The Val di Fiemme, Italy. This place is legendary for Nordic skiers. It’s home to the Marcialonga Worldloppet Marathon, has hosted multiple Nordic World Championships and will be the Nordic venue for the 2026 Winter Olympics. Many may recognize the Alpe Cermis alpine ski area as the Tour de Ski climb where Jessie Diggins just became the first American to win the Tour de Ski.
The Marcialonga will be one of the few Worldloppet races (along with the American Birkebeiner) to actually take place in person this year (this Sunday) -- albeit with only a limited field of elite and local participants.
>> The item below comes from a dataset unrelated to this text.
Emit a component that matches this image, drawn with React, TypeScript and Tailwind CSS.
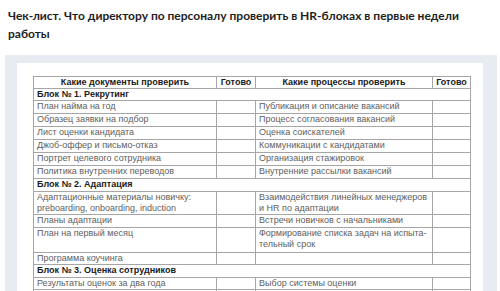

From my experience, the Val di Fiemme is about much more than racing. The region is especially known for its Lagrein red wine. In fact, it’s probably one of the few places in the world where a bottle of fine wine literally costs less than water (true story, ask our guests!). The cuisine also reflects the history of the region, which has both Austrian and Italian influences. Our local hotel hosts a cooking class, for example, where we learn to make apple strudel. The chef-owner of the property is quick to note that it is a vegan strudel, not necessarily for the health benefits, but because they prefer the taste of local Italian olive oil rather than the traditional butter found in most strudel recipes.
Speaking of tradition: the Marcialonga weekend includes the “Marcialonga Story” -- a vintage ski event where participants don equipment and garb that is at least from the 1970s or prior. Here is a much more in-depth story about The Story. Prizes for the Story are not awarded the fastest skier, but for the oldest equipment and best dressed. Just a few hundred kilometers from fashion capital Milan, these skiers take the competition seriously. It is a can’t-miss part of the Marcialonga festivities.
And did I mention the skiing? The Passo Lavaze plateau rivals Seiser Alm as one of Italy’s most scenic ski trails. It’s well worth the 30 minute trip from Val di Fiemme up to the plateau. A windstorm in 2019 blew over most of the trees that used to protect the ski trails and they were closed for harvesting that winter. In 2020, the trails were reopened and now offer even more spectacular views of the surrounding dolomite peaks.